If there is one song that sums up the general Prince-ness of Prince (particularly what is widely considered to be peak-era Prince), it’s “Controversy”. It’s virtuosic, it’s danceable, it’s a little strange, it’s sexual, it’s religious. Author Toure wrote, also in Time, “('Controversy') is an important song to build Prince as a person who audiences should be thinking about as more than just a music maker, but as a personal liberator” while Daphne A. Brooks, writing about Controversy for Pitchfork, stated “('Controversy' is about) longing to be emancipated from our most wretched and oppressive inhibitions and biases.”

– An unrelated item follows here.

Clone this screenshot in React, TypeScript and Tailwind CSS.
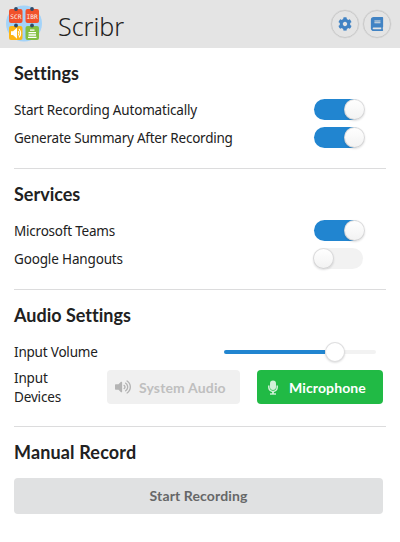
import type { ReactNode } from "react";
import { FaBook, FaCog, FaVolumeUp } from "react-icons/fa";

function Logo() {
  return (
    <svg width="36" height="37" viewBox="0 0 36 37" className="block">
      <circle cx="18" cy="18.5" r="18" fill="#a3d3f9" />
      <rect x="3" y="4" width="13.5" height="14" rx="2" fill="#f1512b" />
      <rect x="19.5" y="4" width="13.5" height="14" rx="2" fill="#f1512b" />
      <rect x="3" y="21" width="13.5" height="14" rx="2" fill="#fdb515" />
      <rect x="19.5" y="21" width="13.5" height="14" rx="2" fill="#83bf43" />
      <g fill="#314a66">
        <circle cx="10" cy="4" r="1.9" />
        <circle cx="26" cy="4" r="1.9" />
        <circle cx="10" cy="20.5" r="1.9" />
        <circle cx="26" cy="20.5" r="1.9" />
      </g>
      <g fill="#fff0eb" fontFamily="'DejaVu Sans Mono', monospace" fontSize="6.2" textAnchor="middle">
        <text x="9.8" y="13.6">SCR</text>
        <text x="26.2" y="13.6">IBR</text>
      </g>
      <path d="M5 26.3h2l4-3.6v11l-4-3.6H5z" fill="#fff" />
      <path d="M12.2 26.1q1.6 2.2 0 4.4M13 24q3.4 4.2 0 8.4" fill="none" stroke="#fff" strokeWidth="1.1" />
      <path d="M24 25.2h4.5M22.5 27.6h7.5M22.5 30h7.5M22 32.3h8.5" stroke="#fff" strokeWidth="1.3" />
    </svg>
  );
}

function MicrophoneIcon() {
  return (
    <svg width="10" height="15" viewBox="0 0 10 15" className="block text-[#d3f1da]" fill="none" stroke="currentColor">
      <rect x="2" y="0.5" width="6" height="9.6" rx="3" fill="currentColor" stroke="none" />
      <path d="M0.8 5.6v1.6a4.2 4.2 0 0 0 8.4 0V5.6" strokeWidth="1.5" />
      <path d="M5 11v3" strokeWidth="1.8" />
      <path d="M2 14h6" strokeWidth="1.4" />
    </svg>
  );
}

function RoundButton({ label, children }: { label: string; children: ReactNode }) {
  return (
    <button
      aria-label={label}
      className="flex size-7 items-center justify-center rounded-full border-[1.5px] border-[#c9c9c9] text-[14px] text-[#4183c4] shadow-[0_0_0_0.3px_#cccccc]"
    >
      {children}
    </button>
  );
}

function Toggle({ on }: { on: boolean }) {
  return (
    <div className={`mb-0.5 flex h-[21px] w-[49px] rounded-full ${on ? "justify-end bg-[#2185d0]" : "bg-[#f2f2f2]"}`}>
      <div
        className={`size-[21px] rounded-full bg-linear-to-b from-white to-[#f2f2f2] shadow-[0_1px_2px_0_rgba(34,36,38,0.15),0_0_0_1px_rgba(34,36,38,0.15)_inset] ${on ? "-mr-0.5" : "-ml-px"}`}
      />
    </div>
  );
}

const labelText = "font-['Noto_Sans',sans-serif] text-[13.5px]";

function SettingRow({ label, on, tracking }: { label: string; on: boolean; tracking: string }) {
  return (
    <div className="flex h-7 items-center justify-between pr-[23px]">
      <span className={`whitespace-nowrap ${labelText} ${tracking}`}>{label}</span>
      <Toggle on={on} />
    </div>
  );
}

function Heading({ children }: { children: ReactNode }) {
  return <h2 className="text-[18px] font-bold leading-[23px] [font-variant-ligatures:none]">{children}</h2>;
}

export default function App() {
  return (
    <div className="h-[542px] w-[400px] overflow-hidden bg-white font-[Lato,sans-serif] text-[14px] text-[#212121]">
      <header className="flex h-12 items-center bg-[#e4e4e4] pr-[9px] pl-1.5">
        <div className="-mt-0.5">
          <Logo />
        </div>
        <h1 className="ml-4 pt-1 font-['Noto_Sans',sans-serif] text-[25px] leading-8 font-light">Scribr</h1>
        <div className="ml-auto flex gap-1">
          <RoundButton label="Settings">
            <FaCog className="size-3.5" />
          </RoundButton>
          <RoundButton label="Guide">
            <FaBook className="h-3.5 w-[14px]" />
          </RoundButton>
        </div>
      </header>
      <main className="px-3.5 pt-3.5">
        <section className="h-[107px] border-b border-[#dcdcdd]">
          <Heading>Settings</Heading>
          <div className="pt-[11px]">
            <SettingRow label="Start Recording Automatically" on tracking="tracking-[-0.18px]" />
            <SettingRow label="Generate Summary After Recording" on tracking="tracking-[-0.23px]" />
          </div>
        </section>
        <section className="h-[121px] border-b border-[#dcdcdd] pt-3.5">
          <Heading>Services</Heading>
          <div className="pt-[11px]">
            <SettingRow label="Microsoft Teams" on tracking="tracking-[-0.22px]" />
            <SettingRow label="Google Hangouts" on={false} tracking="tracking-[-0.15px]" />
          </div>
        </section>
        <section className="h-[137px] border-b border-[#dcdcdd] pt-3.5">
          <Heading>Audio Settings</Heading>
          <div className="mt-[14px] flex h-[22px] items-center justify-between pr-2.5">
            <span className={`${labelText} tracking-[-0.2px]`}>Input Volume</span>
            <div className="flex h-1 w-[152px] items-center rounded-sm bg-[#f2f2f2]">
              <div className="h-1 w-[101px] rounded-l-sm bg-[#2185d0]" />
              <div className="size-5 shrink-0 rounded-full bg-white shadow-[0_1px_2px_0_rgba(34,36,38,0.15),0_0_0_1px_rgba(34,36,38,0.15)_inset]" />
            </div>
          </div>
          <div className="mt-[7px] flex items-start pr-[3px]">
            <span className={`-mt-px w-[93px] leading-[19px] ${labelText} tracking-[-0.15px]`}>
              Input
              <br />
              Devices
            </span>
            <button className="flex h-[34px] w-[133px] items-center rounded bg-[#f0f0f0] pl-2 font-bold text-[#bfbfbf]">
              <FaVolumeUp className="size-4 text-[#b4b4b4]" />
              <span className="ml-2 whitespace-nowrap tracking-[0.15px]">System Audio</span>
            </button>
            <button className="ml-auto flex h-[34px] w-[126px] items-center rounded bg-[#21ba45] pl-[11px] font-bold text-white">
              <MicrophoneIcon />
              <span className="ml-[11px] whitespace-nowrap tracking-[0.12px]">Microphone</span>
            </button>
          </div>
        </section>
        <section className="pt-3.5 pr-[3px]">
          <Heading>
            <span className="tracking-[0.15px]">Manual Record</span>
          </Heading>
          <button className="mt-3.5 h-9 w-full rounded bg-[#e0e1e2] pb-0.5 font-bold tracking-[0.12px] text-[#666768]">
            Start Recording
          </button>
        </section>
      </main>
    </div>
  );
}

Following Prince’s passing, there was much internet chatter from fans claiming that Prince was responsible for allowing them to be upfront about their sexuality, their ethnic backgrounds, their spirituality. We toss the word around pretty liberally these days, but “Controversy” -- all joyful, liberating, cathartic seven minutes and 16 seconds of it -- is the pure definition of an anthem.